**Pages as source code**
"""

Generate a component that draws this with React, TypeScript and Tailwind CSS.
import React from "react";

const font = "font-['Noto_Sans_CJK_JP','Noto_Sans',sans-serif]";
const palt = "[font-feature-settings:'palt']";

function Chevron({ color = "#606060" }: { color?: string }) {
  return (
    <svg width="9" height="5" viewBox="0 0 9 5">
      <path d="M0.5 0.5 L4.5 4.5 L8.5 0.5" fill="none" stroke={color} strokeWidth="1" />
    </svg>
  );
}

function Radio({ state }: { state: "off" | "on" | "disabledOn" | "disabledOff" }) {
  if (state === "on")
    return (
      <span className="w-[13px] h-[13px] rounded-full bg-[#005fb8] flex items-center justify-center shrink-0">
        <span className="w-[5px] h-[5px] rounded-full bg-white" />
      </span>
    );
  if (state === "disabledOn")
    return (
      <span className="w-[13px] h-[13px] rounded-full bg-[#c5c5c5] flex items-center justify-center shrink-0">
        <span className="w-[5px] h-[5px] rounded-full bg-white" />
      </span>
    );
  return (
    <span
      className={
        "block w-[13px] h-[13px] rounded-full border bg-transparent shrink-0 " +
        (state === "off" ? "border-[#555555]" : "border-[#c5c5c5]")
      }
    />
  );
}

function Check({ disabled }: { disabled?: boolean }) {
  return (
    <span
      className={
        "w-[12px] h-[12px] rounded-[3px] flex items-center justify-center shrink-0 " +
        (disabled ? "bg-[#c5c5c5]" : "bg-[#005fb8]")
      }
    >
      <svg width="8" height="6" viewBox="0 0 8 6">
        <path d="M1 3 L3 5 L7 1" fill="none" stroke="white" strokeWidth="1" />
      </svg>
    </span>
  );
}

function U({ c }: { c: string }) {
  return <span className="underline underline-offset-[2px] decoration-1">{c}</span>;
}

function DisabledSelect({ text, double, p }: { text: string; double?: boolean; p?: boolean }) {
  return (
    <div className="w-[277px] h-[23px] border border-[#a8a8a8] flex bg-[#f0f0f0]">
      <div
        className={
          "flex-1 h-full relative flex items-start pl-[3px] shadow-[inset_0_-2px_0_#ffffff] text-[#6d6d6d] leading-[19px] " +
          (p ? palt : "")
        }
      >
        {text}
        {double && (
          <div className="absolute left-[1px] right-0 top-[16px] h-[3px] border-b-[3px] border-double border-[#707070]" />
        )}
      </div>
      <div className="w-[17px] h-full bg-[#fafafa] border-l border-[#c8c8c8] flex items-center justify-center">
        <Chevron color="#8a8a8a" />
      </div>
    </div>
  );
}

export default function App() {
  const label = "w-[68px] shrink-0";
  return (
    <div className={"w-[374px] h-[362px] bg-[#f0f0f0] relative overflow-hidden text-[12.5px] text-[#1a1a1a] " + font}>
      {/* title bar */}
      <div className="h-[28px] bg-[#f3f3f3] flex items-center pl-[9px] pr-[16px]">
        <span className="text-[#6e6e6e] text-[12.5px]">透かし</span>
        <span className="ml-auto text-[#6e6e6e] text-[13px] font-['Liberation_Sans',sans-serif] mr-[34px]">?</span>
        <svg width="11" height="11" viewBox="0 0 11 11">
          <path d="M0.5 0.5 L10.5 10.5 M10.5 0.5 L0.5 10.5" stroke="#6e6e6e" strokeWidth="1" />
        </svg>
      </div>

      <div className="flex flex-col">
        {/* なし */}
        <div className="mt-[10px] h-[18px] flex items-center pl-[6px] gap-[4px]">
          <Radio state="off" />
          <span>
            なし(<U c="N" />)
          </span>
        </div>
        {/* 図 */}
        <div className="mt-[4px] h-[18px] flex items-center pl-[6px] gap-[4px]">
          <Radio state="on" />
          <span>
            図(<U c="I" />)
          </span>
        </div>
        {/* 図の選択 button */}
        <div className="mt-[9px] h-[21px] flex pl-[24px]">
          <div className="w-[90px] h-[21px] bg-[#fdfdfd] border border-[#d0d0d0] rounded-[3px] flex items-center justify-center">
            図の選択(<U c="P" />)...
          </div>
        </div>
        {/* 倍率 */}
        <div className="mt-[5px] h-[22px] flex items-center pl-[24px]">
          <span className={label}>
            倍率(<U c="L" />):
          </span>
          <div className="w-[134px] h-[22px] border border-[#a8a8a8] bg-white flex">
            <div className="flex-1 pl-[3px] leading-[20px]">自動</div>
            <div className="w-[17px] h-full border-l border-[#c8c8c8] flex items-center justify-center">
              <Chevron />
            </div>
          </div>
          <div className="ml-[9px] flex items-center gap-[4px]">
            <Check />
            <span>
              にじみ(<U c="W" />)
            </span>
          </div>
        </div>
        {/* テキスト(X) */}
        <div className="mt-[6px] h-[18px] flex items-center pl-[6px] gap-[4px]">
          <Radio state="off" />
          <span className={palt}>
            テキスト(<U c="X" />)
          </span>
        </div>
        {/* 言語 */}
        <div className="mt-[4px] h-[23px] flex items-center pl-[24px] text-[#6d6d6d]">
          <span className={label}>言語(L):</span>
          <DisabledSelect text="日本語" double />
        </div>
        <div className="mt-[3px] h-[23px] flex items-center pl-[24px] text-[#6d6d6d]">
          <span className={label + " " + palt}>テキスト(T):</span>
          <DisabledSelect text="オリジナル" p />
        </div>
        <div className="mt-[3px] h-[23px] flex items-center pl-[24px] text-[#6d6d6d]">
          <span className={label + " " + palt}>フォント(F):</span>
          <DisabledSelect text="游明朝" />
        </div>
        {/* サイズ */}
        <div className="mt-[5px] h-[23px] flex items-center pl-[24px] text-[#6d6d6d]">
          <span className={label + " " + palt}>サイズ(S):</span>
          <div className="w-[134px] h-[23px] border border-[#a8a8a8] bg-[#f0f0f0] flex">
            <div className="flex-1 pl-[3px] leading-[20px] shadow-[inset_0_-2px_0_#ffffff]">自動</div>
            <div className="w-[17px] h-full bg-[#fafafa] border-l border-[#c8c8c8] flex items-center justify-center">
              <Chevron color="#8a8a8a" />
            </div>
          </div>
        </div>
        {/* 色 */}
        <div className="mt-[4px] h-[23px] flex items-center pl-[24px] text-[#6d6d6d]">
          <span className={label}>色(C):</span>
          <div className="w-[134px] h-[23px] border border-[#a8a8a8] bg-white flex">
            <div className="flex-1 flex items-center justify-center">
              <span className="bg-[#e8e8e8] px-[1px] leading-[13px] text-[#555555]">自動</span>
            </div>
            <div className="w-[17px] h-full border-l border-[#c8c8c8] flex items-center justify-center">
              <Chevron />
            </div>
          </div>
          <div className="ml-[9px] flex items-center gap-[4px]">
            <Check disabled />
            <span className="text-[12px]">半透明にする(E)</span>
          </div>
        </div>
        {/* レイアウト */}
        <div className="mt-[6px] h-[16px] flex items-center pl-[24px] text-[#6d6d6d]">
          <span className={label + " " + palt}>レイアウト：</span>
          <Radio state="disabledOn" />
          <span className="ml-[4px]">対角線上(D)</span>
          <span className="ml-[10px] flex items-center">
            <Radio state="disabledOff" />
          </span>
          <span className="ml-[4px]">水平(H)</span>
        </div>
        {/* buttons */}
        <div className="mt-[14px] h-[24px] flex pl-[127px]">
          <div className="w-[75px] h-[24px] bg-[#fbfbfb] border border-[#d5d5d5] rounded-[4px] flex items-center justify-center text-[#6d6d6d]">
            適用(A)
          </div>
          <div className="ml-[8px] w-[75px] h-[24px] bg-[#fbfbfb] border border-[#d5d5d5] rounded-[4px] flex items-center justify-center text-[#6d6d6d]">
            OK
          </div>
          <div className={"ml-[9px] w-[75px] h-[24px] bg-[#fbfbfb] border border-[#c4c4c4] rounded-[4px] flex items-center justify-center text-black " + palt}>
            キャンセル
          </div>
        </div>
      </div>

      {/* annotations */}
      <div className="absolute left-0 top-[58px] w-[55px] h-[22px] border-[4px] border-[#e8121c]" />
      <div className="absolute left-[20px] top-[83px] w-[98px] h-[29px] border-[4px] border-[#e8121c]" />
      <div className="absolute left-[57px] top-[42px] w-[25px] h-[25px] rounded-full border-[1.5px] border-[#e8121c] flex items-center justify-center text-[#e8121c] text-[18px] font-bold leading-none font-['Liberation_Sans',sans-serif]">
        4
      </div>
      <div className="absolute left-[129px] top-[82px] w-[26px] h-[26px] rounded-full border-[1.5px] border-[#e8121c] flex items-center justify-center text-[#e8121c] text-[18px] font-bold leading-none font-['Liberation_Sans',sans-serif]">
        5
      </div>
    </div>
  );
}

"""
"""

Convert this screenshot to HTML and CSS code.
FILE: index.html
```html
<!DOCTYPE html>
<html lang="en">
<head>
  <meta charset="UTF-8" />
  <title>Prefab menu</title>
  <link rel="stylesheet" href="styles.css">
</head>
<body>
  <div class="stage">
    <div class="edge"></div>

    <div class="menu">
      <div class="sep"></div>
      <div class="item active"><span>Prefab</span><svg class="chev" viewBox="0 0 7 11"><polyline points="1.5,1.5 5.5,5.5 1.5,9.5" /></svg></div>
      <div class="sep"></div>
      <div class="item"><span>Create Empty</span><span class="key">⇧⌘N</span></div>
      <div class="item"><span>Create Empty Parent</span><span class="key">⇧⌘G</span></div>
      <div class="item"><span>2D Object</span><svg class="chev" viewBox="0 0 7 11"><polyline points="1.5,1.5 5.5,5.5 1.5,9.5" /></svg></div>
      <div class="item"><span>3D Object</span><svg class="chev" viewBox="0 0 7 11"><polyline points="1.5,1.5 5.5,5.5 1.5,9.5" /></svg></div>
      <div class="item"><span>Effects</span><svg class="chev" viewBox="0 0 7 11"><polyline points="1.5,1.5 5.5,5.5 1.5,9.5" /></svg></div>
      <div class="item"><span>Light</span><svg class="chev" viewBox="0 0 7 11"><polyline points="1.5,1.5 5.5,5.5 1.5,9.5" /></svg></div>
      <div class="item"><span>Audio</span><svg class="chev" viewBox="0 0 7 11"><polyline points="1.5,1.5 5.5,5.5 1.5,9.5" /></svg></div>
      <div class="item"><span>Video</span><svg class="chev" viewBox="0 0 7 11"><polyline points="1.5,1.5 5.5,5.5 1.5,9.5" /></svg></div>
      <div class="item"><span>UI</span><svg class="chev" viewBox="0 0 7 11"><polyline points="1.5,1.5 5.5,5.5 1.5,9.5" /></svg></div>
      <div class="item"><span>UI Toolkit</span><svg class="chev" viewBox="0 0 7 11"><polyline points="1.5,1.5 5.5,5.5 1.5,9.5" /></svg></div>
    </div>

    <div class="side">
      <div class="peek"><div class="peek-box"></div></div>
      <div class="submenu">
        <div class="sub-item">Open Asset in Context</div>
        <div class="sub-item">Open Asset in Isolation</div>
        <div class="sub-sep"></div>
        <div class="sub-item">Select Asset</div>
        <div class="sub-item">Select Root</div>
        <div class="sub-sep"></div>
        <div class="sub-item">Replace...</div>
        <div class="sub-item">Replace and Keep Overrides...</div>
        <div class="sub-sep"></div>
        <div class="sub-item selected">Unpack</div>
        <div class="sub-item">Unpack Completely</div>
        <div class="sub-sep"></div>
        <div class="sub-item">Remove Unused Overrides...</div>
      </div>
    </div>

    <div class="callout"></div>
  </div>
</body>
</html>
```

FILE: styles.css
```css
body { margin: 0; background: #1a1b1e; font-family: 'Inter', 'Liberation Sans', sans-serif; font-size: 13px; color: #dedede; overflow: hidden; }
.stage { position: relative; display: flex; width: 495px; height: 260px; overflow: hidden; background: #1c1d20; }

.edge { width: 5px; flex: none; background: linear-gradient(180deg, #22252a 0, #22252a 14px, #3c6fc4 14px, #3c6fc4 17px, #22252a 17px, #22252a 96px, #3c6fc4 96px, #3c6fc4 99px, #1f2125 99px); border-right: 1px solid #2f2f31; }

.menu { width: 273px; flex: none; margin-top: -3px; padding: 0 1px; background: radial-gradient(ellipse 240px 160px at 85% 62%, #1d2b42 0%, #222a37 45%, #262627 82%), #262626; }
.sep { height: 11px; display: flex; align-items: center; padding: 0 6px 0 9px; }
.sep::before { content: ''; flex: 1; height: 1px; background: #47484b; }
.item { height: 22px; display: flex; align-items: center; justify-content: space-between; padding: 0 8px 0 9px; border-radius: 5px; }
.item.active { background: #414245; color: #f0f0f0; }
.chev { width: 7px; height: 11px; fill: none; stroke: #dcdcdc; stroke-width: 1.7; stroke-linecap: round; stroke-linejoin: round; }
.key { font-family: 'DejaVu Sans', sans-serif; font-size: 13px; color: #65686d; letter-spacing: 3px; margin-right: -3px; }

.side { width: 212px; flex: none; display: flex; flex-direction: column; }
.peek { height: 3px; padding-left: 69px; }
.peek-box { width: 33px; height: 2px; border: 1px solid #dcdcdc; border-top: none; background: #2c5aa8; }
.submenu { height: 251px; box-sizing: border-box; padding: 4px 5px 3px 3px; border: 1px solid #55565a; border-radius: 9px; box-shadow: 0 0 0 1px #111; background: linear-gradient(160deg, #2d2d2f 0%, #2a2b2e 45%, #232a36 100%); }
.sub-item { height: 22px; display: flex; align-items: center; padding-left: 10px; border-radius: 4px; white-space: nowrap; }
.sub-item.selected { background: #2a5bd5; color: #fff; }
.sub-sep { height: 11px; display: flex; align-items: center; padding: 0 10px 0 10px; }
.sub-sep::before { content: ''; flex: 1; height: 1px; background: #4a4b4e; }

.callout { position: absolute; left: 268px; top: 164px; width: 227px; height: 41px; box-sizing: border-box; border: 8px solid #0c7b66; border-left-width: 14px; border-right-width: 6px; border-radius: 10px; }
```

"""

How many lines in the listing above contain "React"? Answer with the number alone.

2